_Goal_: Copy the listing below in full and skip every picture.
────────────────
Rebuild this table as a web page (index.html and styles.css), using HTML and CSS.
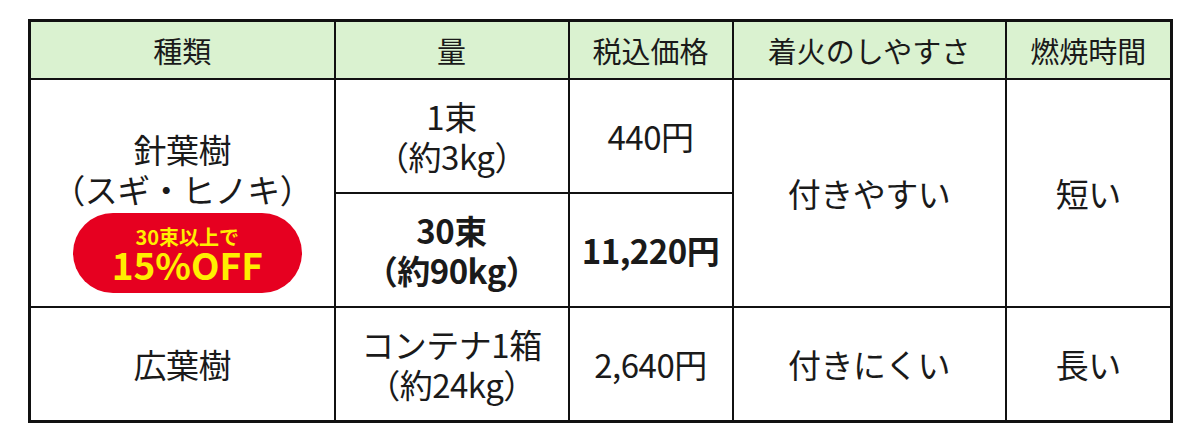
FILE: index.html
```html
<!DOCTYPE html>
<html lang="ja">
<head>
<meta charset="utf-8">
<link rel="stylesheet" href="styles.css">
</head>
<body>
<table class="price-table">
  <colgroup>
    <col class="c1"><col class="c2"><col class="c3"><col class="c4"><col class="c5">
  </colgroup>
  <thead>
    <tr class="head">
      <th>種類</th>
      <th>量</th>
      <th>税込価格</th>
      <th>着火のしやすさ</th>
      <th>燃焼時間</th>
    </tr>
  </thead>
  <tbody>
    <tr class="half">
      <td rowspan="2" class="kind">
        <div class="kind-name">針葉樹<br>（スギ・ヒノキ）</div>
        <div class="badge">
          <span class="badge-small">30束以上で</span>
          <span class="badge-big">15%OFF</span>
        </div>
      </td>
      <td>1束<br>（約3kg）</td>
      <td>440円</td>
      <td rowspan="2">付きやすい</td>
      <td rowspan="2">短い</td>
    </tr>
    <tr class="half">
      <td class="bold">30束<br>（約90kg）</td>
      <td class="bold">11,220円</td>
    </tr>
    <tr class="full">
      <td>広葉樹</td>
      <td>コンテナ1箱<br>（約24kg）</td>
      <td>2,640円</td>
      <td>付きにくい</td>
      <td>長い</td>
    </tr>
  </tbody>
</table>
</body>
</html>
```

FILE: styles.css
```css
html, body {
  margin: 0;
  padding: 0;
  background: #ffffff;
}
body {
  padding: 19px 0 0 28px;
  font-family: "Noto Sans CJK JP", "Noto Sans", sans-serif;
  color: #1a1a1a;
}
.price-table {
  border-collapse: collapse;
  table-layout: fixed;
  width: 1142px;
  border: 3px solid #111;
}
.c1 { width: 305px; }
.c2 { width: 234px; }
.c3 { width: 164px; }
.c4 { width: 273px; }
.c5 { width: 166px; }
.price-table th,
.price-table td {
  border: 2px solid #111;
  text-align: center;
  vertical-align: middle;
  padding: 0;
}
.head th {
  height: 56px;
  background: #daf2d0;
  font-weight: normal;
  font-size: 29px;
  line-height: 36px;
}
.price-table td {
  font-size: 33px;
  line-height: 40px;
  letter-spacing: -0.5px;
}
.half td { height: 112px; }
.full td { height: 112px; }
.bold { font-weight: bold; }
.price-table td.kind {
  vertical-align: top;
  padding-top: 49px;
}
.kind-name {
  line-height: 40px;
}
.badge {
  margin: 4px auto 0;
  width: 229px;
  height: 80px;
  border-radius: 40px;
  background: #e60020;
  color: #ffee00;
  font-weight: bold;
  letter-spacing: 0;
  display: flex;
  flex-direction: column;
  align-items: center;
  justify-content: center;
  position: relative;
  left: 5px;
}
.badge-small {
  font-size: 20px;
  line-height: 24px;
}
.badge-big {
  font-size: 37px;
  line-height: 36px;
  margin-top: -3px;
}
```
────────────────
_Solution for this exercise_:
Rebuild this table as a web page (index.html and styles.css), using HTML and CSS.
FILE: index.html
```html
<!DOCTYPE html>
<html lang="ja">
<head>
<meta charset="utf-8">
<link rel="stylesheet" href="styles.css">
</head>
<body>
<table class="price-table">
  <colgroup>
    <col class="c1"><col class="c2"><col class="c3"><col class="c4"><col class="c5">
  </colgroup>
  <thead>
    <tr class="head">
      <th>種類</th>
      <th>量</th>
      <th>税込価格</th>
      <th>着火のしやすさ</th>
      <th>燃焼時間</th>
    </tr>
  </thead>
  <tbody>
    <tr class="half">
      <td rowspan="2" class="kind">
        <div class="kind-name">針葉樹<br>（スギ・ヒノキ）</div>
        <div class="badge">
          <span class="badge-small">30束以上で</span>
          <span class="badge-big">15%OFF</span>
        </div>
      </td>
      <td>1束<br>（約3kg）</td>
      <td>440円</td>
      <td rowspan="2">付きやすい</td>
      <td rowspan="2">短い</td>
    </tr>
    <tr class="half">
      <td class="bold">30束<br>（約90kg）</td>
      <td class="bold">11,220円</td>
    </tr>
    <tr class="full">
      <td>広葉樹</td>
      <td>コンテナ1箱<br>（約24kg）</td>
      <td>2,640円</td>
      <td>付きにくい</td>
      <td>長い</td>
    </tr>
  </tbody>
</table>
</body>
</html>
```

FILE: styles.css
```css
html, body {
  margin: 0;
  padding: 0;
  background: #ffffff;
}
body {
  padding: 19px 0 0 28px;
  font-family: "Noto Sans CJK JP", "Noto Sans", sans-serif;
  color: #1a1a1a;
}
.price-table {
  border-collapse: collapse;
  table-layout: fixed;
  width: 1142px;
  border: 3px solid #111;
}
.c1 { width: 305px; }
.c2 { width: 234px; }
.c3 { width: 164px; }
.c4 { width: 273px; }
.c5 { width: 166px; }
.price-table th,
.price-table td {
  border: 2px solid #111;
  text-align: center;
  vertical-align: middle;
  padding: 0;
}
.head th {
  height: 56px;
  background: #daf2d0;
  font-weight: normal;
  font-size: 29px;
  line-height: 36px;
}
.price-table td {
  font-size: 33px;
  line-height: 40px;
  letter-spacing: -0.5px;
}
.half td { height: 112px; }
.full td { height: 112px; }
.bold { font-weight: bold; }
.price-table td.kind {
  vertical-align: top;
  padding-top: 49px;
}
.kind-name {
  line-height: 40px;
}
.badge {
  margin: 4px auto 0;
  width: 229px;
  height: 80px;
  border-radius: 40px;
  background: #e60020;
  color: #ffee00;
  font-weight: bold;
  letter-spacing: 0;
  display: flex;
  flex-direction: column;
  align-items: center;
  justify-content: center;
  position: relative;
  left: 5px;
}
.badge-small {
  font-size: 20px;
  line-height: 24px;
}
.badge-big {
  font-size: 37px;
  line-height: 36px;
  margin-top: -3px;
}
```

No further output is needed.